- [Stored data]
-- begin --

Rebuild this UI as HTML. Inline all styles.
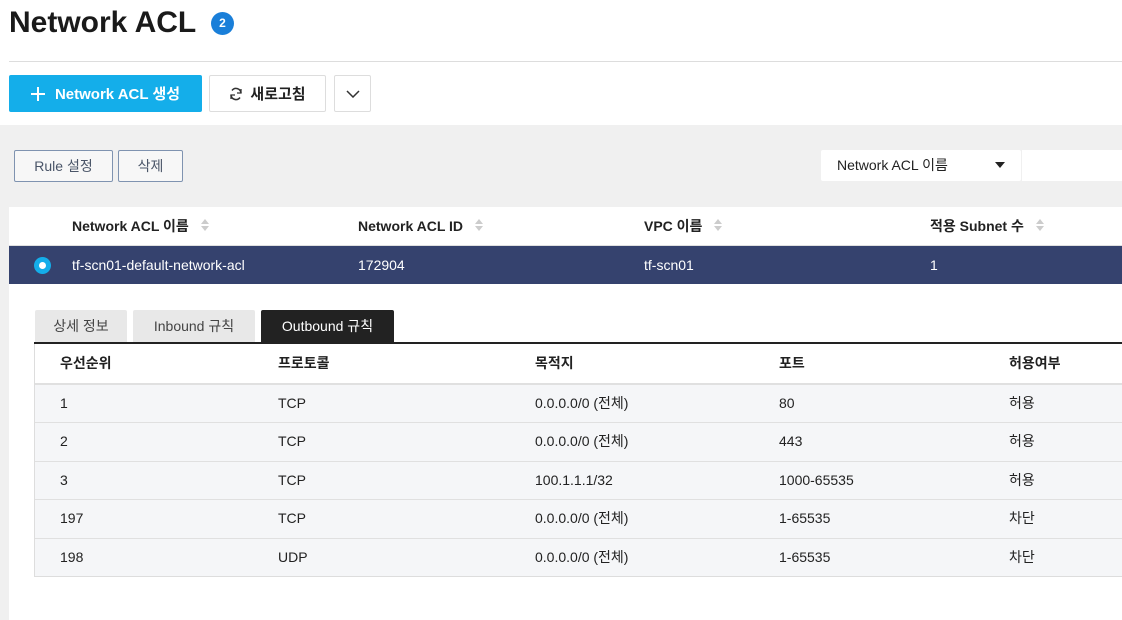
<!DOCTYPE html><html><head><meta charset="utf-8"><style>
body{margin:0;width:1122px;height:620px;overflow:hidden;background:#fff;font-family:"Liberation Sans","Noto Sans CJK KR",sans-serif;color:#222;position:relative}
.a{position:absolute}
.btn{position:absolute;box-sizing:border-box;display:flex;align-items:center;justify-content:center;font-size:15px;font-weight:bold;border-radius:2px}
.sb{position:absolute;box-sizing:border-box;border:1px solid #7f93b0;border-radius:2px;display:flex;align-items:center;justify-content:center;font-size:14px;color:#4a5568;background:#f7f7f7}
.cell{position:absolute;font-size:14px;line-height:38px}
.sort{display:inline-block;width:8px;height:14px;vertical-align:middle;margin-left:12px;position:relative;top:-2px}
.sort:before{content:"";position:absolute;left:0;top:-3px;border:4px solid transparent;border-bottom:5px solid #ccc}
.sort:after{content:"";position:absolute;left:0;top:8px;border:4px solid transparent;border-top:5px solid #ccc}
.tab{position:absolute;top:310px;height:32px;box-sizing:border-box;background:#e8e8e8;border-radius:2px 2px 0 0;font-size:14px;color:#444;display:flex;align-items:center;justify-content:center}
.row{position:absolute;left:35px;width:1100px;height:38px;background:#f5f6f8;border-top:1px solid #e0e0e0}
</style></head><body>
<div class="a" style="left:9px;top:6px;font-size:30px;font-weight:bold;color:#1a1a1a">Network ACL</div>
<div class="a" style="left:211px;top:12px;width:23px;height:23px;border-radius:50%;background:#1a7fd9;color:#fff;font-size:12px;font-weight:bold;text-align:center;line-height:23px">2</div>
<div class="a" style="left:9px;top:61px;width:1113px;height:1px;background:#ddd"></div>
<div class="btn" style="left:9px;top:75px;width:193px;height:37px;background:#14aeea;color:#fff"><svg width="14" height="14" style="margin-right:10px"><path d="M7 0v14M0 7h14" stroke="#fff" stroke-width="2"/></svg>Network ACL 생성</div>
<div class="btn" style="left:209px;top:75px;width:117px;height:37px;border:1px solid #ddd;color:#222"><svg width="14" height="14" viewBox="0 0 14 14" style="margin-right:7px"><path d="M12 6A5 5 0 0 0 3 3.5M2 8a5 5 0 0 0 9 2.5" fill="none" stroke="#333" stroke-width="1.5"/><path d="M12 2v4h-4M2 12V8h4" fill="none" stroke="#333" stroke-width="1.3"/></svg>새로고침</div>
<div class="btn" style="left:334px;top:75px;width:37px;height:37px;border:1px solid #ddd"><svg width="14" height="8"><path d="M1 1l6 6 6-6" fill="none" stroke="#333" stroke-width="1.5"/></svg></div>
<div class="a" style="left:0;top:125px;width:1122px;height:495px;background:#f0f0f0"></div>
<div class="sb" style="left:14px;top:150px;width:99px;height:32px">Rule 설정</div>
<div class="sb" style="left:118px;top:150px;width:65px;height:32px">삭제</div>
<div class="a" style="left:821px;top:150px;width:200px;height:31px;background:#fff;font-size:14px;line-height:31px;border-radius:2px"><span style="margin-left:16px">Network ACL 이름</span><span style="position:absolute;left:174px;top:12px;border:5px solid transparent;border-top:6px solid #222;border-bottom:0"></span></div>
<div class="a" style="left:1022px;top:150px;width:100px;height:31px;background:#fff"></div>
<div class="a" style="left:9px;top:207px;width:1113px;height:413px;background:#fff"></div>
<div class="cell" style="left:72px;top:207px;font-weight:bold">Network ACL 이름<span class="sort"></span></div>
<div class="cell" style="left:358px;top:207px;font-weight:bold">Network ACL ID<span class="sort"></span></div>
<div class="cell" style="left:644px;top:207px;font-weight:bold">VPC 이름<span class="sort"></span></div>
<div class="cell" style="left:930px;top:207px;font-weight:bold">적용 Subnet 수<span class="sort"></span></div>
<div class="a" style="left:9px;top:245px;width:1113px;height:1px;background:#e0e0e0"></div>
<div class="a" style="left:9px;top:246px;width:1113px;height:38px;background:#35426e"></div>
<div class="a" style="left:34px;top:257px;width:17px;height:17px;border-radius:50%;background:#14aeea"><div class="a" style="left:5px;top:5px;width:7px;height:7px;border-radius:50%;background:#fff"></div></div>
<div class="cell" style="left:72px;top:246px;color:#fff">tf-scn01-default-network-acl</div>
<div class="cell" style="left:358px;top:246px;color:#fff">172904</div>
<div class="cell" style="left:644px;top:246px;color:#fff">tf-scn01</div>
<div class="cell" style="left:930px;top:246px;color:#fff">1</div>
<div class="tab" style="left:35px;width:92px">상세 정보</div>
<div class="tab" style="left:133px;width:122px">Inbound 규칙</div>
<div class="tab" style="left:261px;width:133px;background:#222;color:#fff">Outbound 규칙</div>
<div class="a" style="left:34px;top:342px;width:1088px;height:2px;background:#222"></div>
<div class="cell" style="left:60px;top:344px;font-weight:bold">우선순위</div>
<div class="cell" style="left:278px;top:344px;font-weight:bold">프로토콜</div>
<div class="cell" style="left:535px;top:344px;font-weight:bold">목적지</div>
<div class="cell" style="left:779px;top:344px;font-weight:bold">포트</div>
<div class="cell" style="left:1009px;top:344px;font-weight:bold">허용여부</div>
<div class="row" style="top:383px;border-top:2px solid #e0e0e0;height:37px"></div>
<div class="row" style="top:422px"></div>
<div class="row" style="top:461px"></div>
<div class="row" style="top:499px"></div>
<div class="row" style="top:538px"></div>
<div class="a" style="left:34px;top:344px;width:1px;height:233px;background:#ddd"></div>
<div class="a" style="left:34px;top:576px;width:1088px;height:1px;background:#ddd"></div>
<div class="cell" style="left:60px;top:384px">1</div><div class="cell" style="left:278px;top:384px">TCP</div><div class="cell" style="left:535px;top:384px">0.0.0.0/0 (전체)</div><div class="cell" style="left:779px;top:384px">80</div><div class="cell" style="left:1009px;top:384px">허용</div>
<div class="cell" style="left:60px;top:422px">2</div><div class="cell" style="left:278px;top:422px">TCP</div><div class="cell" style="left:535px;top:422px">0.0.0.0/0 (전체)</div><div class="cell" style="left:779px;top:422px">443</div><div class="cell" style="left:1009px;top:422px">허용</div>
<div class="cell" style="left:60px;top:461px">3</div><div class="cell" style="left:278px;top:461px">TCP</div><div class="cell" style="left:535px;top:461px">100.1.1.1/32</div><div class="cell" style="left:779px;top:461px">1000-65535</div><div class="cell" style="left:1009px;top:461px">허용</div>
<div class="cell" style="left:60px;top:499px">197</div><div class="cell" style="left:278px;top:499px">TCP</div><div class="cell" style="left:535px;top:499px">0.0.0.0/0 (전체)</div><div class="cell" style="left:779px;top:499px">1-65535</div><div class="cell" style="left:1009px;top:499px">차단</div>
<div class="cell" style="left:60px;top:538px">198</div><div class="cell" style="left:278px;top:538px">UDP</div><div class="cell" style="left:535px;top:538px">0.0.0.0/0 (전체)</div><div class="cell" style="left:779px;top:538px">1-65535</div><div class="cell" style="left:1009px;top:538px">차단</div>
</body></html>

-- end --

- [What is required] Leave the pictures out and output the rest of the listing exactly.

- [Response to the task]
Rebuild this UI as HTML. Inline all styles.
<!DOCTYPE html><html><head><meta charset="utf-8"><style>
body{margin:0;width:1122px;height:620px;overflow:hidden;background:#fff;font-family:"Liberation Sans","Noto Sans CJK KR",sans-serif;color:#222;position:relative}
.a{position:absolute}
.btn{position:absolute;box-sizing:border-box;display:flex;align-items:center;justify-content:center;font-size:15px;font-weight:bold;border-radius:2px}
.sb{position:absolute;box-sizing:border-box;border:1px solid #7f93b0;border-radius:2px;display:flex;align-items:center;justify-content:center;font-size:14px;color:#4a5568;background:#f7f7f7}
.cell{position:absolute;font-size:14px;line-height:38px}
.sort{display:inline-block;width:8px;height:14px;vertical-align:middle;margin-left:12px;position:relative;top:-2px}
.sort:before{content:"";position:absolute;left:0;top:-3px;border:4px solid transparent;border-bottom:5px solid #ccc}
.sort:after{content:"";position:absolute;left:0;top:8px;border:4px solid transparent;border-top:5px solid #ccc}
.tab{position:absolute;top:310px;height:32px;box-sizing:border-box;background:#e8e8e8;border-radius:2px 2px 0 0;font-size:14px;color:#444;display:flex;align-items:center;justify-content:center}
.row{position:absolute;left:35px;width:1100px;height:38px;background:#f5f6f8;border-top:1px solid #e0e0e0}
</style></head><body>
<div class="a" style="left:9px;top:6px;font-size:30px;font-weight:bold;color:#1a1a1a">Network ACL</div>
<div class="a" style="left:211px;top:12px;width:23px;height:23px;border-radius:50%;background:#1a7fd9;color:#fff;font-size:12px;font-weight:bold;text-align:center;line-height:23px">2</div>
<div class="a" style="left:9px;top:61px;width:1113px;height:1px;background:#ddd"></div>
<div class="btn" style="left:9px;top:75px;width:193px;height:37px;background:#14aeea;color:#fff"><svg width="14" height="14" style="margin-right:10px"><path d="M7 0v14M0 7h14" stroke="#fff" stroke-width="2"/></svg>Network ACL 생성</div>
<div class="btn" style="left:209px;top:75px;width:117px;height:37px;border:1px solid #ddd;color:#222"><svg width="14" height="14" viewBox="0 0 14 14" style="margin-right:7px"><path d="M12 6A5 5 0 0 0 3 3.5M2 8a5 5 0 0 0 9 2.5" fill="none" stroke="#333" stroke-width="1.5"/><path d="M12 2v4h-4M2 12V8h4" fill="none" stroke="#333" stroke-width="1.3"/></svg>새로고침</div>
<div class="btn" style="left:334px;top:75px;width:37px;height:37px;border:1px solid #ddd"><svg width="14" height="8"><path d="M1 1l6 6 6-6" fill="none" stroke="#333" stroke-width="1.5"/></svg></div>
<div class="a" style="left:0;top:125px;width:1122px;height:495px;background:#f0f0f0"></div>
<div class="sb" style="left:14px;top:150px;width:99px;height:32px">Rule 설정</div>
<div class="sb" style="left:118px;top:150px;width:65px;height:32px">삭제</div>
<div class="a" style="left:821px;top:150px;width:200px;height:31px;background:#fff;font-size:14px;line-height:31px;border-radius:2px"><span style="margin-left:16px">Network ACL 이름</span><span style="position:absolute;left:174px;top:12px;border:5px solid transparent;border-top:6px solid #222;border-bottom:0"></span></div>
<div class="a" style="left:1022px;top:150px;width:100px;height:31px;background:#fff"></div>
<div class="a" style="left:9px;top:207px;width:1113px;height:413px;background:#fff"></div>
<div class="cell" style="left:72px;top:207px;font-weight:bold">Network ACL 이름<span class="sort"></span></div>
<div class="cell" style="left:358px;top:207px;font-weight:bold">Network ACL ID<span class="sort"></span></div>
<div class="cell" style="left:644px;top:207px;font-weight:bold">VPC 이름<span class="sort"></span></div>
<div class="cell" style="left:930px;top:207px;font-weight:bold">적용 Subnet 수<span class="sort"></span></div>
<div class="a" style="left:9px;top:245px;width:1113px;height:1px;background:#e0e0e0"></div>
<div class="a" style="left:9px;top:246px;width:1113px;height:38px;background:#35426e"></div>
<div class="a" style="left:34px;top:257px;width:17px;height:17px;border-radius:50%;background:#14aeea"><div class="a" style="left:5px;top:5px;width:7px;height:7px;border-radius:50%;background:#fff"></div></div>
<div class="cell" style="left:72px;top:246px;color:#fff">tf-scn01-default-network-acl</div>
<div class="cell" style="left:358px;top:246px;color:#fff">172904</div>
<div class="cell" style="left:644px;top:246px;color:#fff">tf-scn01</div>
<div class="cell" style="left:930px;top:246px;color:#fff">1</div>
<div class="tab" style="left:35px;width:92px">상세 정보</div>
<div class="tab" style="left:133px;width:122px">Inbound 규칙</div>
<div class="tab" style="left:261px;width:133px;background:#222;color:#fff">Outbound 규칙</div>
<div class="a" style="left:34px;top:342px;width:1088px;height:2px;background:#222"></div>
<div class="cell" style="left:60px;top:344px;font-weight:bold">우선순위</div>
<div class="cell" style="left:278px;top:344px;font-weight:bold">프로토콜</div>
<div class="cell" style="left:535px;top:344px;font-weight:bold">목적지</div>
<div class="cell" style="left:779px;top:344px;font-weight:bold">포트</div>
<div class="cell" style="left:1009px;top:344px;font-weight:bold">허용여부</div>
<div class="row" style="top:383px;border-top:2px solid #e0e0e0;height:37px"></div>
<div class="row" style="top:422px"></div>
<div class="row" style="top:461px"></div>
<div class="row" style="top:499px"></div>
<div class="row" style="top:538px"></div>
<div class="a" style="left:34px;top:344px;width:1px;height:233px;background:#ddd"></div>
<div class="a" style="left:34px;top:576px;width:1088px;height:1px;background:#ddd"></div>
<div class="cell" style="left:60px;top:384px">1</div><div class="cell" style="left:278px;top:384px">TCP</div><div class="cell" style="left:535px;top:384px">0.0.0.0/0 (전체)</div><div class="cell" style="left:779px;top:384px">80</div><div class="cell" style="left:1009px;top:384px">허용</div>
<div class="cell" style="left:60px;top:422px">2</div><div class="cell" style="left:278px;top:422px">TCP</div><div class="cell" style="left:535px;top:422px">0.0.0.0/0 (전체)</div><div class="cell" style="left:779px;top:422px">443</div><div class="cell" style="left:1009px;top:422px">허용</div>
<div class="cell" style="left:60px;top:461px">3</div><div class="cell" style="left:278px;top:461px">TCP</div><div class="cell" style="left:535px;top:461px">100.1.1.1/32</div><div class="cell" style="left:779px;top:461px">1000-65535</div><div class="cell" style="left:1009px;top:461px">허용</div>
<div class="cell" style="left:60px;top:499px">197</div><div class="cell" style="left:278px;top:499px">TCP</div><div class="cell" style="left:535px;top:499px">0.0.0.0/0 (전체)</div><div class="cell" style="left:779px;top:499px">1-65535</div><div class="cell" style="left:1009px;top:499px">차단</div>
<div class="cell" style="left:60px;top:538px">198</div><div class="cell" style="left:278px;top:538px">UDP</div><div class="cell" style="left:535px;top:538px">0.0.0.0/0 (전체)</div><div class="cell" style="left:779px;top:538px">1-65535</div><div class="cell" style="left:1009px;top:538px">차단</div>
</body></html>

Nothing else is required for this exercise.